Hugo’s finishing elementary school in a few short weeks. Our school, which goes from kindergarten to 12th grade, has a glass walkway suspended over part of the school grounds that connects the elementary and high schools; on the last day of 6th grade, the children walk across the walkway, leaving their elementary school rooms and teachers behind, while their parents stand below on the school grounds and wave up at them. Just thinking about it fills me with emotion. Not just about what it means that our boy is growing up, that elementary school is already over (how?!), but also—as I think about the other parents who we’ll be standing with, many of them friends since before our kids started school together—about the fact that we too are older, our hair getting grayer, our bodies thickening. Our children are growing up together; we’re growing older together. In just a few years, we’ll be watching them graduate. Weren’t they just born? Weren’t we just the young kids about to have a baby of our own?
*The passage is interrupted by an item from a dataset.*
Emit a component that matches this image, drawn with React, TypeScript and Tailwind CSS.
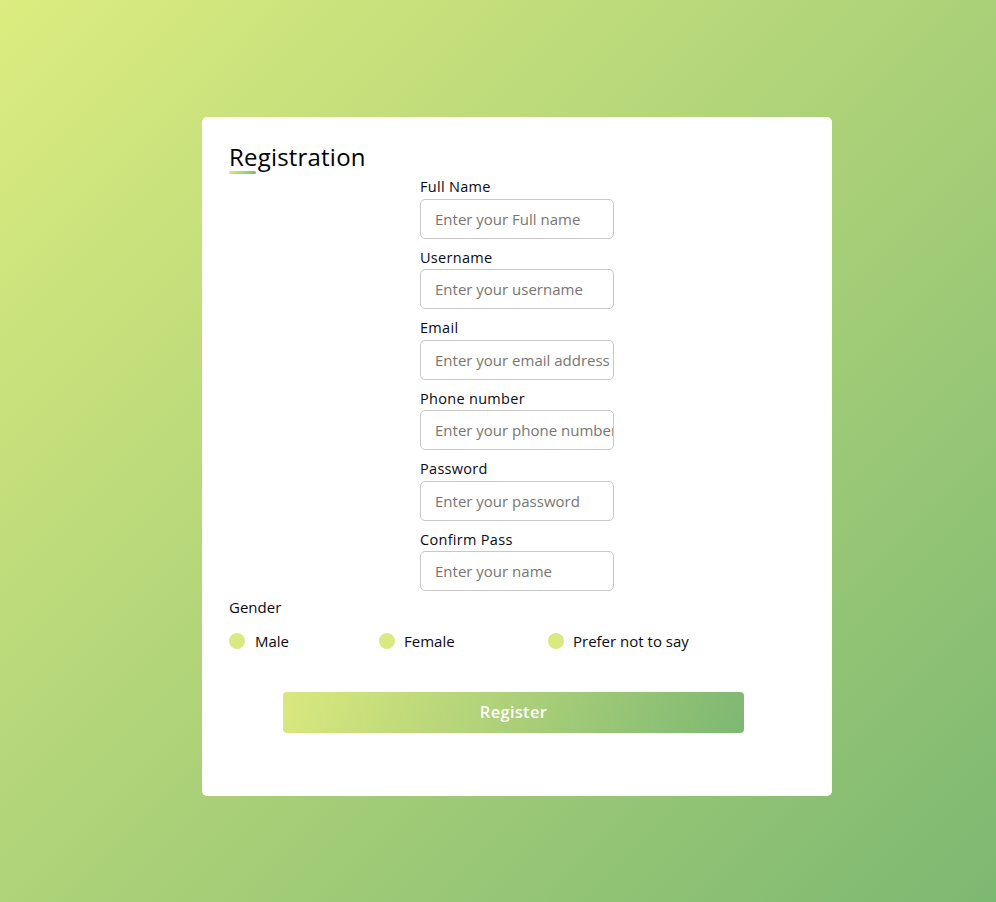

And yet it’s not all bittersweet. I am so proud of this darling child. His sense of humor, his taste in books, what he likes to talk about, the music he sings along to. I always thought I’d dread my children growing up, but it’s so beautiful to see them become themselves and as they grow and change, they become more interesting, more charming, funnier and wiser. I have always felt lucky to be a mother, even in the midst of the insanity and frustration and chaos of the early years, but the older they get, the more I can truly internalize what a privilege it is to have a front-row seat to their lives, to be so close to them as their young days unspool. It turns out that Hugo is a gifted drummer. That he reads with the same hunger that I do. That he is still the quiet observer he always was. He likes to eavesdrop. He likes Korean fried chicken. He likes solitude.
A few months ago, we unscrewed the child seat that had been attached to the back of my bicycle since Hugo was a baby and sold it. Bruno no longer needed it and there aren’t any more children coming to this family. It was, like giving away our stroller, a funny moment in which I thought I was supposed to feel sentimental and conflicted, but instead, I just felt free. For years, when I had biked around Berlin on my own, I knew that the bike seat communicated my role to the outside world without me having to say a word. It made me feel sort of Mary-Poppins-ish, almost like I was wearing a costume, the bike seat a prop. I had mixed feelings about the information it delivered about me. On one hand, I was proud of the status; on the other, I knew it said nothing about my actual experience of motherhood. Today, as I biked home from chaperoning a class trip with Bruno’s first grade class, the bike seat era firmly behind me, I realized it was just me on that bike, nothing and no one else. The thought made me smile. I felt free.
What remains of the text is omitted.